Maher also set a verbal trap for Sen. Adam Schiff to make this point vivid. In a short exchange, Maher quoted a line about vague executive authority and revealed it came from a previous Democratic administration. Schiff took the bait and landed on the wrong decade, proving Maher’s claim that the debate often lacks historical consistency.

MAHER: “This statement from the administration: ‘The president had the constitutional authority to direct the use of military force because he could reasonably determine that such use of force was in the national interest.’ That’s too vague for you?”

SCHIFF: “Totally vague.”

MAHER: “Okay. Because that’s from Obama about Libya.”

Schiff’s scrambling showed how quick opponents are to recite talking points without tracing precedent. Maher used that moment to argue that what passes for principled outrage is often selective memory. If the same standard were applied evenly, the conversation would be different, but consistency rarely drives the rhetoric.

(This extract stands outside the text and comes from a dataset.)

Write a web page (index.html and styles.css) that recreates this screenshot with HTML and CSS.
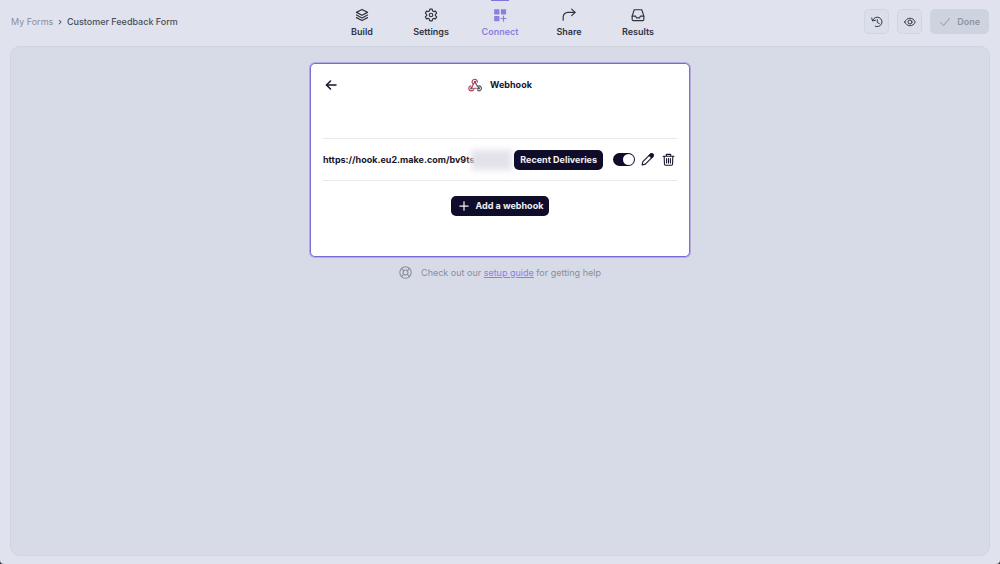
FILE: index.html
```html
<!DOCTYPE html>
<html lang="en">
<head>
  <meta charset="UTF-8">
  <meta name="viewport" content="width=device-width, initial-scale=1">
  <title>Customer Feedback Form</title>
  <link rel="stylesheet" href="styles.css">
</head>
<body>
  <div class="app">
    <header class="topbar">
      <div class="breadcrumb">
        <a href="#">My Forms</a>
        <span class="separator">›</span>
        <span class="current">Customer Feedback Form</span>
      </div>

      <nav class="tabs">
        <a class="tab" href="#">
          <svg viewBox="0 0 24 24"><path d="M12 2.500 21.500 7.500 12 12.500 2.500 7.500z"/><path d="m2.500 12 9.500 5 9.500-5"/><path d="m2.500 16.500 9.500 5 9.500-5"/></svg>
          Build
        </a>
        <a class="tab" href="#">
          <svg viewBox="0 0 24 24"><path d="M10 2h4l.7 3 2 1.200 3-.9 2 3.400-2.200 2.100v2.400l2.200 2.100-2 3.400-3-.9-2 1.200-.7 3h-4l-.7-3-2-1.200-3 .9-2-3.400 2.200-2.100v-2.400L2.300 8.700l2-3.400 3 .9 2-1.200z"/><circle cx="12" cy="12" r="3"/></svg>
          Settings
        </a>
        <a class="tab active" href="#">
          <svg viewBox="0 0 24 24"><rect class="solid" x="2" y="2" width="9" height="9" rx="1"/><rect class="solid" x="13.500" y="2" width="9" height="9" rx="1"/><rect class="solid" x="2" y="13.500" width="9" height="9" rx="1"/><path d="M18 14v8.500M13.700 18h8.500"/></svg>
          Connect
        </a>
        <a class="tab" href="#">
          <svg viewBox="0 0 24 24"><path d="M2 21v-5.500a8 8 0 0 1 8-8h12"/><path d="m16.500 2 6 5.500-6 5.500"/></svg>
          Share
        </a>
        <a class="tab" href="#">
          <svg viewBox="0 0 24 24"><path d="M5.500 3h13l3.500 11v5.500a2 2 0 0 1-2 2H4a2 2 0 0 1-2-2V14z"/><path d="M2 14h6l1.500 3h5l1.500-3h6"/></svg>
          Results
        </a>
      </nav>

      <div class="actions">
        <button class="icon-button" type="button" aria-label="History">
          <svg viewBox="0 0 24 24"><path d="M3.500 8.500a9.500 9.500 0 1 1 5 12"/><path d="M1.500 4l1.500 6 6-1.500"/><path d="M12.500 7.500v5.500l4 2"/></svg>
        </button>
        <button class="icon-button" type="button" aria-label="Preview">
          <svg viewBox="0 0 24 24"><path d="M1.500 12C4 7 7.500 4.500 12 4.500S20 7 22.500 12C20 17 16.500 19.500 12 19.500S4 17 1.500 12z"/><circle cx="12" cy="12" r="4"/></svg>
        </button>
        <button class="done-button" type="button" disabled>
          <svg viewBox="0 0 24 24"><path d="m3 13 6 6L21 5"/></svg>
          Done
        </button>
      </div>
    </header>

    <main class="workspace">
      <section class="card">
        <div class="card-header">
          <button class="plain-button back" type="button" aria-label="Back">
            <svg viewBox="0 0 24 24"><path d="M22 12H3"/><path d="m11 4-8 8 8 8"/></svg>
          </button>
          <h1 class="card-title">
            <svg class="webhook-logo" viewBox="0 0 24 24">
              <path class="red" d="M8.500 10a4.500 4.500 0 1 1 7.500-3"/>
              <path class="red" d="M11.500 7 6.500 16"/>
              <path class="dark" d="m12 7 4.500 7.500a4 4 0 1 1-.5 6"/>
              <path class="pink" d="M18.500 17.500h-8.500a4.300 4.300 0 1 1-5-4"/>
              <circle class="red-dot" cx="12" cy="6.500" r="2"/>
              <circle class="dark-dot" cx="6" cy="17.500" r="2"/>
              <circle class="dark-dot" cx="18.500" cy="17.500" r="2"/>
            </svg>
            Webhook
          </h1>
        </div>

        <div class="webhook-row">
          <div class="webhook-url">https://hook.eu2.make.com/bv9ts<span class="url-mask"></span></div>
          <button class="dark-button" type="button">Recent Deliveries</button>
          <input class="toggle" type="checkbox" aria-label="Webhook enabled" checked>
          <button class="plain-button edit" type="button" aria-label="Edit webhook">
            <svg viewBox="0 0 24 24"><path d="m2 22 1.500-6L17 2.500a2.500 2.500 0 0 1 4.500 4.500L8 20.500z"/><path class="tip" d="m15 4.500 2.500-2.500a2.800 2.800 0 0 1 4.500 4.500L19.500 9z"/></svg>
          </button>
          <button class="plain-button delete" type="button" aria-label="Delete webhook">
            <svg viewBox="0 0 24 24"><path d="M2 6h20M8 6V2.500h8V6M4 6l.5 14.500a2 2 0 0 0 2 2h11a2 2 0 0 0 2-2L20 6M8.500 10v8.500M12 10v8.500M15.500 10v8.500"/></svg>
          </button>
        </div>

        <button class="dark-button add-button" type="button">
          <svg viewBox="0 0 24 24"><path d="M12 2v20M2 12h20"/></svg>
          Add a webhook
        </button>
      </section>

      <p class="help">
        <svg viewBox="0 0 24 24"><circle cx="12" cy="12" r="10.500"/><circle cx="12" cy="12" r="4.500"/><path d="m4.500 4.500 4.300 4.300M19.500 4.500l-4.300 4.300M4.500 19.500l4.300-4.300M19.500 19.500l-4.300-4.300"/></svg>
        <span>Check out our <a href="#">setup guide</a> for getting help</span>
      </p>
    </main>
  </div>
</body>
</html>
```

FILE: styles.css
```css
* {
  margin: 0;
  padding: 0;
  box-sizing: border-box;
}

html {
  background-color: #33343c;
}

body {
  font-family: Inter, sans-serif;
  font-size: 9px;
  line-height: 12px;
  color: #30323f;
}

button {
  font: inherit;
  border: none;
  cursor: pointer;
}

a {
  color: inherit;
  text-decoration: none;
}

svg {
  display: block;
  flex: none;
  fill: none;
  stroke: currentColor;
  stroke-width: 2;
  stroke-linecap: round;
  stroke-linejoin: round;
}

.app {
  display: flex;
  flex-direction: column;
  min-height: 100vh;
  padding: 0 10px 8px;
  background-color: #e0e3ed;
  border-radius: 0 0 4px 4px;
}

.topbar {
  display: grid;
  grid-template-columns: 1fr auto 1fr;
  align-items: center;
  height: 46px;
}

.breadcrumb {
  display: flex;
  gap: 5px;
  padding: 0 0 2px 1px;
  color: #8c8e9a;
}

.breadcrumb .separator,
.breadcrumb .current {
  font-weight: 500;
  color: #4a4d5b;
}

.tabs {
  display: flex;
  align-self: start;
}

.tab {
  display: flex;
  flex-direction: column;
  align-items: center;
  gap: 4px;
  width: 69px;
  padding-top: 8px;
  font-weight: 600;
  position: relative;
}

.tab svg {
  width: 14px;
  height: 14px;
}

.tab.active {
  color: #8b7fe0;
}

.tab.active::before {
  content: "";
  position: absolute;
  top: 0;
  width: 18px;
  height: 1px;
  background-color: #8474dc;
}

.solid {
  fill: currentColor;
  stroke: none;
}

.actions {
  display: flex;
  justify-content: flex-end;
  gap: 8px;
  padding: 0 1px 3px 0;
}

.icon-button,
.done-button {
  display: flex;
  align-items: center;
  justify-content: center;
  height: 25px;
  border: 1px solid #d0d5e1;
  border-radius: 5px;
  color: #343644;
}

.icon-button {
  width: 25px;
  background-color: #dbdfea;
}

.icon-button svg,
.done-button svg {
  width: 12px;
  height: 12px;
}

.done-button {
  gap: 6px;
  padding: 0 8px;
  background-color: #cdd3df;
  border-color: #cdd3df;
  font-weight: 600;
  color: #8e94a3;
  cursor: default;
}

.workspace {
  flex: 1;
  padding: 16px;
  background-color: #d7dbe7;
  border: 1px solid #d0d4e1;
  border-radius: 10px;
}

.card {
  max-width: 380px;
  height: 194px;
  margin: 0 auto;
  padding: 14px 12px;
  background-color: #fff;
  border: 1px solid #7b6bd6;
  border-radius: 5px;
  box-shadow: 0 0 0 1px #b3acdf;
  color: #16152a;
}

.card-header {
  display: grid;
  grid-template-columns: 1fr auto 1fr;
  align-items: center;
  margin-bottom: 46px;
}

.card-title {
  display: flex;
  align-items: center;
  gap: 8px;
  font-size: 9px;
  font-weight: 700;
}

.webhook-logo {
  width: 14px;
  height: 14px;
}

.webhook-logo .red {
  stroke: #a83d58;
}

.webhook-logo .pink {
  stroke: #b8435f;
}

.webhook-logo .dark {
  stroke: #55535c;
}

.red-dot,
.dark-dot {
  fill: #55535c;
  stroke: none;
}

.red-dot {
  fill: #a83d58;
}

.plain-button {
  background: none;
  color: inherit;
}

.back {
  justify-self: start;
  padding-left: 2px;
}

.back svg {
  width: 12px;
  height: 12px;
  stroke-width: 3;
}

.webhook-row {
  display: flex;
  align-items: center;
  height: 43px;
  border-top: 1px solid #e9e9ed;
  border-bottom: 1px solid #e9e9ed;
}

.webhook-url {
  position: relative;
  flex: 1;
  font-weight: 700;
  white-space: nowrap;
}

.url-mask {
  position: absolute;
  top: -4px;
  right: 2px;
  width: 41px;
  height: 20px;
  background-color: #e2e2ea;
  filter: blur(3px);
}

.dark-button {
  height: 20px;
  padding: 0 6px;
  background-color: #100d2b;
  border-radius: 5px;
  font-weight: 700;
  color: #f1f1f6;
  position: relative;
}

.toggle {
  appearance: none;
  width: 22px;
  height: 13px;
  margin: 0 6px 0 10px;
  padding: 1px;
  background-color: #100d2b;
  border-radius: 7px;
  cursor: pointer;
}

.toggle::before {
  content: "";
  display: block;
  width: 11px;
  height: 11px;
  background-color: #fff;
  border-radius: 50%;
}

.toggle:checked::before {
  margin-left: auto;
}

.edit {
  margin-right: 8px;
}

.edit svg,
.delete svg {
  width: 13px;
  height: 13px;
}

.edit .tip {
  fill: currentColor;
}

.delete {
  margin-right: 2px;
}

.add-button {
  display: flex;
  align-items: center;
  gap: 7px;
  margin: 15px auto 0;
  padding: 0 6px 0 8px;
}

.add-button svg {
  width: 10px;
  height: 10px;
  stroke-width: 3;
}

.help {
  display: flex;
  align-items: center;
  justify-content: center;
  gap: 9px;
  margin-top: 9px;
  color: #8a8d9b;
}

.help svg {
  width: 13px;
  height: 13px;
}

.help a {
  color: #8b7fe0;
  text-decoration: underline;
}
```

The broader case Maher made is simple: when political allegiance replaces policy analysis, Americans lose the ability to weigh risks and benefits clearly. That’s the critique Republicans have leveled for years—partisan theater displaces hard choices, and national security ends up hostage to political scoring. Maher’s smackdown of Democratic responses is a rare instance of a left-leaning commentator calling out that tendency.

Beyond the TV heat, this debate matters because the decision to use force has real consequences for both American interests and regional stability. The public deserves debates rooted in history, law, and strategy, not reflexive oppositions based on who holds the Oval Office. Maher framed the strike as a moment to cut through tribalism and ask whether the action actually protects the country.

The exchanges on Maher’s show also underscore a second point: media narratives can amplify partisan instincts rather than interrogate them. When commentators keep repeating the same partisan script, nuance gets lost and voters are offered slogans instead of substance. That leaves space for adults of all political stripes to push for clearer, more consistent reasoning about when force is justified.

If nothing else, Maher’s segment forced Democrats to confront their own inconsistency in real time. Whether you agree with the strike or not, the show highlighted a persistent problem for one side of the aisle: a reflex that makes policy about personality, not principle.